As per the linked paper, this model models firefly swarms which synchronize their light flashes in a distributed manner. In the model nodes represent fireflies, and each firefly fires/flashes based on its phase $\phi(t)$ and threshold phase $\phi_{t}$. In isolation a fireflies phase increases linearly over time until it reaches $\phi_{t}$ where the firefly fires and resets its phase to 0 (i.e. in isolation the firefly will oscillate firing at regular intervals).

Time evolution of the phase. With no observed events (a) $\phi$
increases linearly until $\phi_{t}$ at which point if fires and resets.
When a signal is observed (b) $\phi$ is incremented by $\Delta\phi(\phi).$
Image taken from 'Firefly Synchronization in Ad-Hoc Networks': Tyrell,
Bettstetter & Auer, 2006. — Time evolution of the phase. With no observed events (a) $\phi$ increases linearly until $\phi_{t}$ at which point if fires and resets. When a signal is observed (b) $\phi$ is incremented by $\Delta\phi(\phi).$ Image taken from 'Firefly Synchronization in Ad-Hoc Networks': Tyrell, Bettstetter & Auer, 2006.

In an effort to co-ordinate their flashes the fireflies react to flashes from other fireflies, updating their phase as $\phi\rightarrow\phi+\Delta\phi$ where the update depends on the current phase

\[\phi+\phi\Delta\phi = \text{min}(\alpha\phi+\beta, 1)\]

where

\[\alpha=\exp(b\epsilon) \quad\text{and}\quad\beta=\frac{\exp(b\epsilon)-1}{\exp(b)-1}\]

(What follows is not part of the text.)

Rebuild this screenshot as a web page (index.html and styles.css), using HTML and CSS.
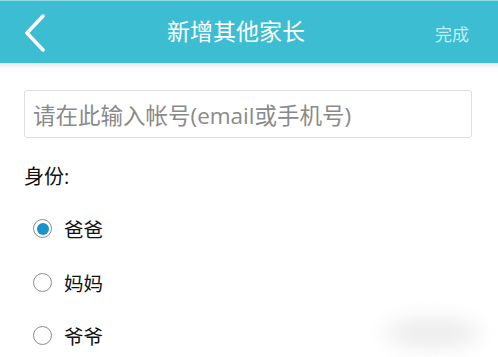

In the case the signals are instantaneous the synchronization eventually always occurs. The more interesting case is where there are delays in the signal (or this could be thought of as a finite propagation speed).

Implementation

Given the longer term goal of using this as an RL training environment time is discrete, with all nodes updated at each step. In the case that signals propagate instantly this model would be almost trivial to implement. Simulating delayed signals is done by placing events in the future of each node, so they are processed with a delay as the model steps forward.

The model is initialized for a fixed number of steps $s$ and $n$ nodes along with:

A $s\times n$ array $P$ storing the phase of each node at time step $t$ of the model
A $n\times n$ distance matrix $D$ representing the transmission time between each pair of nodes
A $(s+\max(D))\times n$ array that will track events observed by each node. The additional $max(D)$ rows are required to always allow events to set in the future of each node.

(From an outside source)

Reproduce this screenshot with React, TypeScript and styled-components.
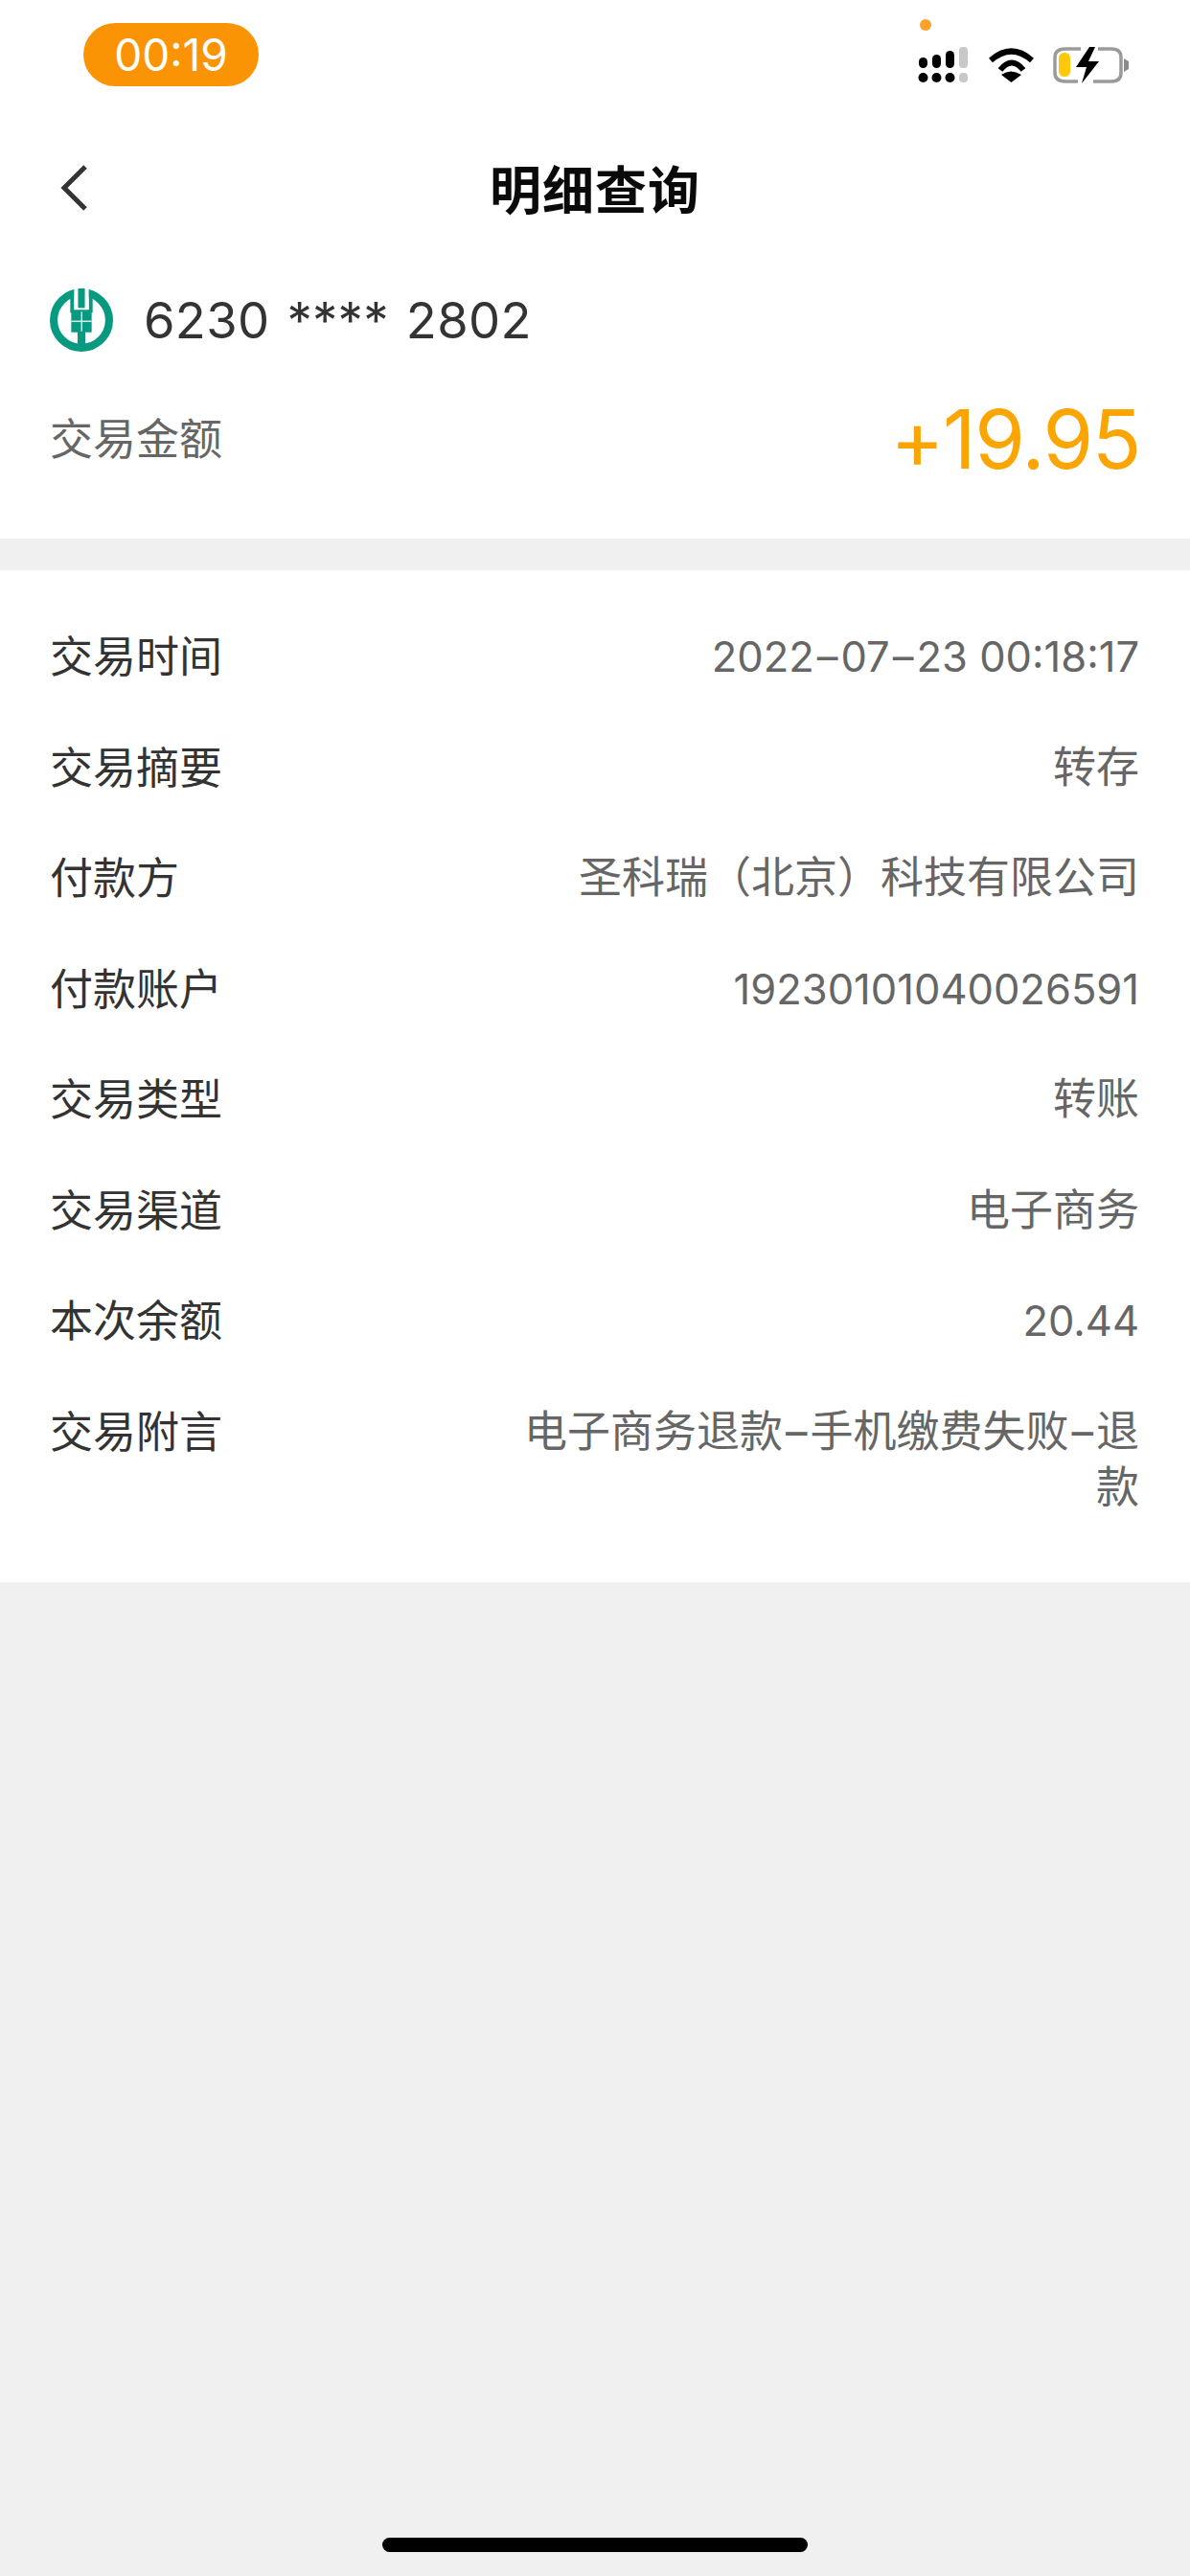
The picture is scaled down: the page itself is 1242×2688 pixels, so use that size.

The threshold phase $\phi_{t}$ is fixed at $1$, so the size of a time step is effectively controlled by a parameter $\delta\phi$ which is the amount the phase is increase for each node when no signal is observed

\[\phi(t) = \phi(t-1)+\delta\phi\]

At each step the model then advances using (in pseudocode)

for each node
    if phase >= threshold -> phase = 0

for each node
    if phase == 0
        for each node x (not including this node)
            increment the number of events for x at time t+distance

step <- step+1

for each node
    if events[t][node] > 0 
        node-phase = phase_update(phase)
    else
        node-phase = node-phase + delta-phase

effectively at each step, the nodes fires if its phase is at the threshold value. This firing places an event at step $t+\text{distance}$ for each node (the events are then effectively in the future of each node as we step the model forward). We then advance time and check if any events have been observed and update each nodes phase accordingly.

Events produced by a node are placed in the future
of other nodes in the model to simulate delays in signals — Events produced by a node are placed in the future of other nodes in the model to simulate delays in signals

Note: This does have the drawback that event distances have to be integer values (as it then informs where in the array to add the event). Events have to be placed at minimum size of $1$ to be seen. This does mean a distance $0$ can be used to implement a lack of communication between nodes.

This implementation has been chosen with a couple of things in mind:

Using this as an RL environment will be easier updates are step based.
Implemented in numpy with pre-allocated arrays for the state of the model is pretty fast. I think this could be done for continuous time with appropriate scheduling of the event observation, but feel it would be a lot more computation to handle queues of events for each node.

Conclusion

Phase evolution over time represented by $\cos(\phi(t)))$ for a
subset of nodes showing how nodes react to signals. — Phase evolution over time represented by $\cos(\phi(t)))$ for a subset of nodes showing how nodes react to signals.

The real trick in this model was modelling the delay/travel time of signals by placing events in the future of each node. It’s interesting to see how the co-ordination breaks down as signal delays increase, or gaps are created in the network.

As noted in the introduction I’d like to use this to train an RL model at a node level, that is the agent should choose how to update it’s phase given the current phase and observed events, and if this results in global coordination.

The code to run the current model,and examples of usage can be found on the github repo.